India has seen an economic slowdown in the recent past, much to the chagrin of the domestic industry. We faced lower production due to erosion in consumer demand. We also saw stimulus packages and reduction in excise and service tax rates in the last quarter.
It is heartening to note the government has not taken any step to destabilize the expansion of consumer demand by increasing indirect tax rates. Maintaining status quo is a prudent step, for it was easy for the government to get carried away by relying on April growth rates, which does indicate a possible bottoming of the economy.
The second important aspect of the Budget is the commitment to introduce a goods and services tax (GST) by 1 April, 2010, and a sneak preview of its basic structure—a dual GST comprising Union and state GST. This is a desirable step, given that multiplicity of indirect taxes and break in the credit chain for goods and services have often led to cost-prohibitive supply chain.
Sujit Ghosh, Partner, BMR Advisors. Harikrishna Katragadda / Mint
Indirect taxes in their current form is not entirely a tax on consumption for it taxes business as well. However, with the introduction of GST, we hope that cost efficiencies are achieved in supply chains, and consumers bear the impact of indirect taxes and businesses are freed from its impact.

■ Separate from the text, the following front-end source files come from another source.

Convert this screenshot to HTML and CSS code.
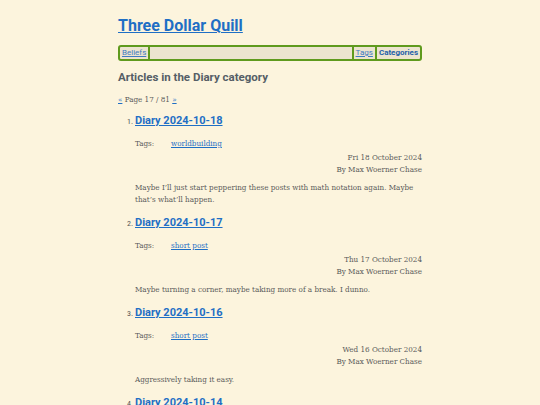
FILE: index.html
```html
<!DOCTYPE html>
<html lang="en">
<head>
<meta charset="utf-8">
<title>Three Dollar Quill</title>
<link rel="stylesheet" href="styles.css">
</head>
<body>
<div class="page">
  <header class="site-header">
    <h1 class="site-title"><a href="#">Three Dollar Quill</a></h1>
    <nav class="nav">
      <a class="nav-item" href="#">Beliefs</a>
      <span class="nav-spacer"></span>
      <a class="nav-item nav-tags" href="#">Tags</a>
      <a class="nav-item nav-current" href="#">Categories</a>
    </nav>
  </header>
  <main>
    <h2 class="section-title">Articles in the Diary category</h2>
    <p class="pager"><a href="#">«</a> Page 17 / 81 <a href="#">»</a></p>
    <ol class="articles">
      <li class="article">
        <h3 class="article-title"><a href="#">Diary 2024-10-18</a></h3>
        <div class="tags"><span class="tags-label">Tags:</span><a href="#">worldbuilding</a></div>
        <div class="meta"><div>Fri 18 October 2024</div><div>By Max Woerner Chase</div></div>
        <p class="summary">Maybe I’ll just start peppering these posts with math notation again. Maybe that’s what’ll happen.</p>
      </li>
      <li class="article">
        <h3 class="article-title"><a href="#">Diary 2024-10-17</a></h3>
        <div class="tags"><span class="tags-label">Tags:</span><a href="#">short post</a></div>
        <div class="meta"><div>Thu 17 October 2024</div><div>By Max Woerner Chase</div></div>
        <p class="summary">Maybe turning a corner, maybe taking more of a break. I dunno.</p>
      </li>
      <li class="article">
        <h3 class="article-title"><a href="#">Diary 2024-10-16</a></h3>
        <div class="tags"><span class="tags-label">Tags:</span><a href="#">short post</a></div>
        <div class="meta"><div>Wed 16 October 2024</div><div>By Max Woerner Chase</div></div>
        <p class="summary">Aggressively taking it easy.</p>
      </li>
      <li class="article">
        <h3 class="article-title"><a href="#">Diary 2024-10-14</a></h3>
        <div class="tags"><span class="tags-label">Tags:</span><a href="#">short post</a></div>
        <div class="meta"><div>Mon 14 October 2024</div><div>By Max Woerner Chase</div></div>
        <p class="summary">Taking it easy.</p>
      </li>
    </ol>
  </main>
</div>
</body>
</html>
```
FILE: styles.css
```css
html, body {
  margin: 0;
  padding: 0;
  background: #fcf4dd;
}
body {
  font-family: "DejaVu Serif Condensed", "DejaVu Serif", serif;
  font-stretch: condensed;
  color: #5a5a5a;
  font-size: 8px;
}
a { color: #1f6fc5; }
.page {
  width: 304px;
  margin: 0 auto;
  padding-top: 15px;
}
.site-title {
  margin: 0;
  font-family: Roboto, sans-serif;
  font-stretch: normal;
  font-size: 16px;
  font-weight: 700;
  line-height: 22px;
}
.site-title a { color: #1f6fc5; }
.nav {
  margin-top: 8px;
  display: flex;
  align-items: stretch;
  border: 2px solid #5f9a1d;
  border-radius: 3px;
  background: #ece4cf;
  height: 12px;
  font-family: Roboto, sans-serif;
  font-stretch: normal;
  font-size: 8px;
  line-height: 12px;
}
.nav-item {
  padding: 0 2px;
  color: #3f7bc2;
}
.nav-item:first-child { border-right: 2px solid #5f9a1d; }
.nav-spacer { flex: 1; }
.nav-tags { border-left: 2px solid #5f9a1d; border-right: 2px solid #5f9a1d; }
.nav-current { font-weight: 700; text-decoration: none; color: #1f5fa8; }
.section-title {
  margin: 8px 0 0;
  font-family: Roboto, sans-serif;
  font-stretch: normal;
  font-size: 11.5px;
  font-weight: 700;
  line-height: 16px;
  color: #555e66;
}
.pager {
  margin: 9px 0 0;
  line-height: 12px;
}
.articles {
  margin: 6px 0 0;
  padding-left: 17px;
}
.article::marker {
  font-family: Roboto, sans-serif;
  font-size: 8px;
  color: #555;
}
.article-title {
  margin: 0;
  font-family: Roboto, sans-serif;
  font-stretch: normal;
  font-size: 11px;
  font-weight: 700;
  line-height: 18px;
}
.tags {
  margin-top: 8px;
  display: flex;
  line-height: 12px;
}
.tags-label { width: 36px; }
.meta {
  text-align: right;
  line-height: 12px;
  margin-top: 2px;
}
.summary {
  margin: 6px 0 0;
  line-height: 12px;
  padding-bottom: 8px;
}
```
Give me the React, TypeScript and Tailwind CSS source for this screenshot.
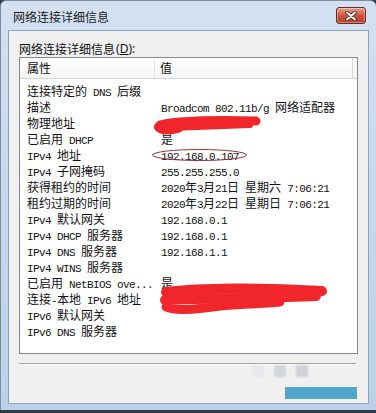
const rows: [string, string][] = [
  ["连接特定的 DNS 后缀", ""],
  ["描述", "Broadcom 802.11b/g 网络适配器"],
  ["物理地址", ""],
  ["已启用 DHCP", "是"],
  ["IPv4 地址", "192.168.0.107"],
  ["IPv4 子网掩码", "255.255.255.0"],
  ["获得租约的时间", "2020年3月21日 星期六 7:06:21"],
  ["租约过期的时间", "2020年3月22日 星期日 7:06:21"],
  ["IPv4 默认网关", "192.168.0.1"],
  ["IPv4 DHCP 服务器", "192.168.0.1"],
  ["IPv4 DNS 服务器", "192.168.1.1"],
  ["IPv4 WINS 服务器", ""],
  ["已启用 NetBIOS ove...", "是"],
  ["连接-本地 IPv6 地址", ""],
  ["IPv6 默认网关", ""],
  ["IPv6 DNS 服务器", ""],
];

// latin runs are half-width mono, cjk runs full width
function Mixed({ text }: { text: string }) {
  const parts = text.split(/([\u0000-\u00ff]+)/).filter((p) => p.length > 0);
  return (
    <>
      {parts.map((p, i) =>
        /^[\u0000-\u00ff]+$/.test(p) ? (
          <span key={i} className="font-['Liberation_Mono',monospace] text-[11px] tracking-[-0.6px] leading-none whitespace-pre">
            {p}
          </span>
        ) : (
          <span key={i} className="font-['Noto_Sans_CJK_SC',sans-serif] text-[12px] leading-none">
            {p}
          </span>
        )
      )}
    </>
  );
}

function CloseButton() {
  return (
    <div className="w-[30px] h-[17px] rounded-[3px] border border-[#6d2a22] bg-gradient-to-b from-[#e8a493] via-[#c9533f] to-[#b8402c] flex items-center justify-center shadow-[inset_0_0_0_1px_rgba(255,255,255,0.35)]">
      <svg width="12" height="10" viewBox="0 0 12 10">
        <path d="M2 1.5 L10 8.5 M10 1.5 L2 8.5" stroke="#3a1a16" strokeWidth="3.4" strokeLinecap="round" />
        <path d="M2 1.5 L10 8.5 M10 1.5 L2 8.5" stroke="#ffffff" strokeWidth="2" strokeLinecap="round" />
      </svg>
    </div>
  );
}

export default function App() {
  return (
    <div className="w-[376px] h-[413px] bg-[#2f3a46] overflow-hidden">
      <div className="w-[376px] h-[410px] flex flex-col rounded-t-[6px] border-t border-l border-[#7a8ca3] bg-gradient-to-b from-[#d3e1f1] via-[#c6d8ec] to-[#bcd1e8]">
        {/* title bar */}
        <div className="h-[29px] flex items-center justify-between pl-[12px] pr-[10px] shrink-0">
          <span className="font-['Noto_Sans_CJK_SC',sans-serif] text-[12px] text-[#1b1b1b] leading-none mt-[3px]">
            网络连接详细信息
          </span>
          <CloseButton />
        </div>

        {/* client area */}
        <div className="flex-1 flex pl-[7px] pr-[7px] pb-[6px]">
          <div className="flex-1 bg-[#f0f0f0] border border-[#8ea3bd] flex flex-col px-[10px] pt-[11px] relative">
            <div className="h-[14px] leading-[14px] text-[#111] flex items-end">
              <span className="font-['Noto_Sans_CJK_SC',sans-serif] text-[12px]">网络连接详细信息</span>
              <span className="font-['Noto_Sans',sans-serif] text-[12px] ml-[1px]">
                (<span className="underline">D</span>):
              </span>
            </div>

            {/* list view */}
            <div className="mt-[1px] h-[297px] bg-white border border-[#828790] flex flex-col relative">
              <div className="h-[21px] flex bg-gradient-to-b from-white to-[#f4f5f7] border-b border-[#d5d5d5] text-[#111] shrink-0">
                <div className="w-[135px] border-r border-[#e1e3e6] pl-[7px] flex items-center">
                  <Mixed text="属性" />
                </div>
                <div className="w-[198px] border-r border-[#d5d5d5] pl-[5px] flex items-center">
                  <Mixed text="值" />
                </div>
                <div className="flex-1" />
              </div>

              <div className="pt-[3px] flex flex-col text-[#111]">
                {rows.map(([k, v], i) => (
                  <div key={i} className="h-[16px] flex items-center whitespace-nowrap">
                    <div className="w-[141px] pl-[7px] leading-none">
                      <Mixed text={k} />
                    </div>
                    <div className="leading-none">
                      <Mixed text={v} />
                    </div>
                  </div>
                ))}
              </div>

              {/* marks drawn on the screenshot */}
              <svg className="absolute left-0 top-0 pointer-events-none" width="338" height="297" viewBox="0 0 338 297">
                <ellipse cx="179.5" cy="97" rx="47" ry="5.5" fill="none" stroke="#9a3030" strokeWidth="1" />
                <g stroke="#f0262a" strokeLinecap="round" strokeLinejoin="round" fill="none">
                  <path d="M140 67 C 160 62, 200 62, 236 63" strokeWidth="9" />
                  <path d="M139 69 C 142 72, 150 72, 158 70" strokeWidth="10" />
                  <path d="M150 70 C 180 69, 210 68, 230 67" strokeWidth="6" />
                  <path d="M146 234 C 180 230, 240 229, 302 233" strokeWidth="10" />
                  <path d="M145 242 C 190 240, 250 240, 296 238" strokeWidth="10" />
                  <path d="M146 249 C 155 253, 170 252, 200 248 C 220 246, 240 246, 260 244" strokeWidth="9" />
                </g>
              </svg>
            </div>

            <div className="mt-[9px] h-[2px] border-t border-[#a0a0a0] border-b border-b-white mr-[2px]" />

            {/* blurred area over the button */}
            <div className="flex justify-end mt-[14px] pr-[1px] relative">
              <div className="absolute right-[50px] -top-[14px] flex gap-[10px] blur-[1px] opacity-70">
                <div className="w-[12px] h-[12px] bg-[#e4e6ea]" />
                <div className="w-[12px] h-[12px] bg-[#c9ccd3]" />
                <div className="w-[12px] h-[12px] bg-[#c3c6cd]" />
              </div>
              <div className="w-[72px] h-[12px] bg-[#52a6cc] blur-[0.6px] mt-[8px]" />
            </div>
          </div>
        </div>
      </div>
    </div>
  );
}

The third important aspect is the alignment on the territorial jurisdiction of the three federal indirect taxes—customs, excise and service tax. Until this Budget, the territorial jurisdiction of the customs and excise laws extended to the entire exclusive economic zone and continental shelf of India, whereas service tax laws extended only to designated coordinates in the continental shelf.
Territorial jurisdiction of service tax laws are now being extended in line with that applied under customs and excise. This can have a far-reaching impact on oil and gas exploration in the east coast. The cost of exploration and production is likely to increase.
The finance minster has indicated elaborate budgetary support to provide infrastructure development and made policy announcements to provide stimulus to public investment in infrastructure and public-private partnerships. However, purely from an indirect tax perspective, the Budget falls short of expectation for the infrastructure sector.
There are no significant indirect tax changes introduced that can provide a fillip and impetus to this sector and several industry demands have remained unfulfilled. Instead, one notices a slew of countermeasures, such as a service tax on transportation of goods by railways.
The Budget proposals undoubtedly are aimed at making the development process more inclusive, a plank forming the basis of this United Progressive Alliance government’s road to power. One hopes that some of the unfinished agendas would be taken up in the course of this year.
We can surely pin our hopes on the statement of the finance minster when he says, “A single Budget speech cannot solve all our problems, nor is the Union Budget the only instrument to do so.”
These words make one expect that fiscal rationalization and tax as tools for intervention may be used throughout the year and some of the unfinished agendas may be addressed as we move along this fiscal.